Economist advises next gov’t to focus on economic stability

iEPA amidst AfCFTA will offer economy competitive advantage – economist
Prof Peter Quartey
  • Revenue generation
  • Bringing public debt down
  • Private sector growth

By Obed Attah YEBOAH

As the country anxiously awaits the Electoral Commission’s announcement of the nation’s president for the next four years, a seasoned economist at the University of Ghana, Professor Peter Quartey, has advised that whoever becomes the leader should focus on stabilising the economy, improving domestic revenue mobilisation, reducing the debt level, and ensuring private sector growth.

Current projections by government put GDP growth at the end of the year at 1.9 percent against a pre-pandemic target of 6.8 percent; public debt is now 71 percent of GDP and projected to hit 77 percent by end of the year; and the private sector is still reeling under pressure from the pandemic, as many businesses have not recovered their losses.

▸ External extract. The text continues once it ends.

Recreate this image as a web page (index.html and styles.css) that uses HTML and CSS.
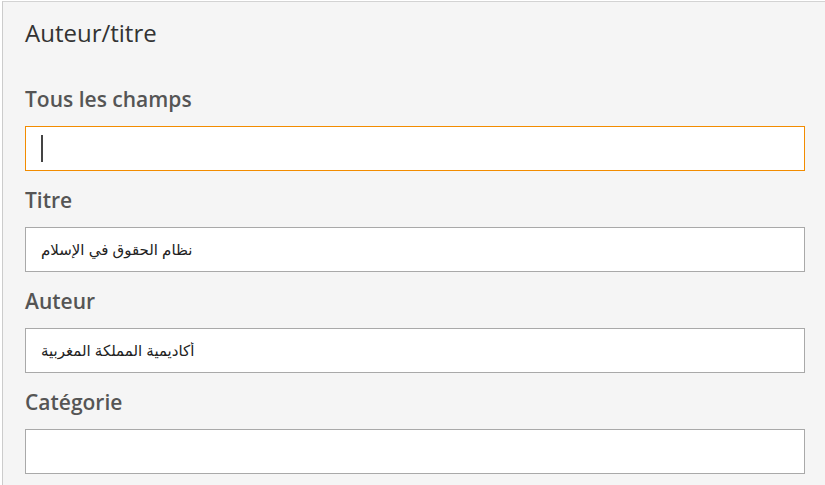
FILE: index.html
```html
<!DOCTYPE html>
<html lang="fr">
<head>
<meta charset="utf-8">
<title>Recherche</title>
<link rel="stylesheet" href="styles.css">
</head>
<body>
<div class="panel">
  <h2 class="panel-title">Auteur/titre</h2>
  <div class="field">
    <label class="field-label" for="all">Tous les champs</label>
    <div class="input-wrap">
      <input class="field-input is-focused" id="all" type="text" value="">
      <span class="caret"></span>
    </div>
  </div>
  <div class="field">
    <label class="field-label" for="title">Titre</label>
    <input class="field-input" id="title" type="text" value="نظام الحقوق في الإسلام">
  </div>
  <div class="field">
    <label class="field-label" for="author">Auteur</label>
    <input class="field-input" id="author" type="text" value="أكاديمية المملكة المغربية">
  </div>
  <div class="field">
    <label class="field-label" for="cat">Catégorie</label>
    <input class="field-input" id="cat" type="text" value="">
  </div>
</div>
</body>
</html>
```

FILE: styles.css
```css
html, body {
  margin: 0;
  padding: 0;
  background: #ffffff;
  overflow: hidden;
}

body {
  font-family: "Open Sans", "Noto Sans", sans-serif;
}

.panel {
  display: flex;
  flex-direction: column;
  margin: 1px 0 0 2px;
  width: 780px;
  min-height: 484px;
  padding: 16px 22px 0 22px;
  box-sizing: content-box;
  background: #f5f5f5;
  border-top: 1px solid #d3d3d3;
  border-left: 1px solid #cccccc;
}

.panel-title {
  margin: 0 0 22px 0;
  font-size: 24px;
  line-height: 30px;
  font-weight: 400;
  color: #333333;
}

.field {
  display: flex;
  flex-direction: column;
  margin-top: 15px;
}

.field-label {
  font-size: 21px;
  line-height: 28px;
  font-weight: 600;
  color: #555555;
  margin-bottom: 13px;
}

.input-wrap {
  position: relative;
}

.field-input {
  display: block;
  box-sizing: border-box;
  width: 780px;
  height: 45px;
  margin: 0;
  padding: 0 15px;
  border: 1px solid #a9a9a9;
  border-radius: 0;
  background: #ffffff;
  font-family: "Liberation Sans", "DejaVu Sans", sans-serif;
  font-size: 15px;
  color: #222222;
  outline: none;
  caret-color: transparent;
}

.field-input.is-focused {
  border-color: #f28c00;
}

.caret {
  position: absolute;
  left: 16px;
  top: 9px;
  width: 2px;
  height: 27px;
  background: #444444;
}
```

Due to the pandemic’s impact on productive sectors of the economy, total revenue and grants have been revised to 13.9 percent of GDP in 2020 – representing a 20-percentage point decrease over the original 2020 budget target.

It is against this background that Prof. Quartey is urging whichever party wins this year’s general elections to make these four areas a priority if the economy is to see growth better than that recorded before emergence of the pandemic.

“Fixing the macroeconomy is very critical. Even though growth numbers are picking up, we need to grow back to the pre-COVID era.  So, the next government should focus on what can be done to revive the GDP growth agenda. Agriculture and industry should be among the focal areas. We must revive the private sector by ensuring that the cost of doing business is relatively low or reasonable. That is very critical.

“And then, issues about our revenue should be given attention. This is no time to increase taxes. The next government should look at how tax collection can be made efficient. How do you rope-in the informal sector? For example, if you take a tax like Property Rates I don’t think we are getting much from that sector, and it all boils down to digitisation. If we can digitise our revenue collection as much as possible, and reduce the human interface, that will help shore-up revenue,” he said in an interview with the B&FT.

He added: “And we also have issues with debt to GDP. I think we have reached the threshold now. In as much as we are not in normal times and it is not uncommon to have a high debt to GDP ratio, our debt to GDP ratio is still high. This is where the revenue generation comes in; we should raise more revenue and gradually reduce how much we owe. Debt to GDP is also a ratio; so when you grow the economy, your GDP will grow and the ratio will come down to sustainable levels.

“The monetary sector is also key. We should continue to pursue lower interest rates, price stability, stable exchange rate and inflation. So, whichever government comes to power must focus on ensuring macroeconomic stability and then promote private sector businesses to revive the economy.”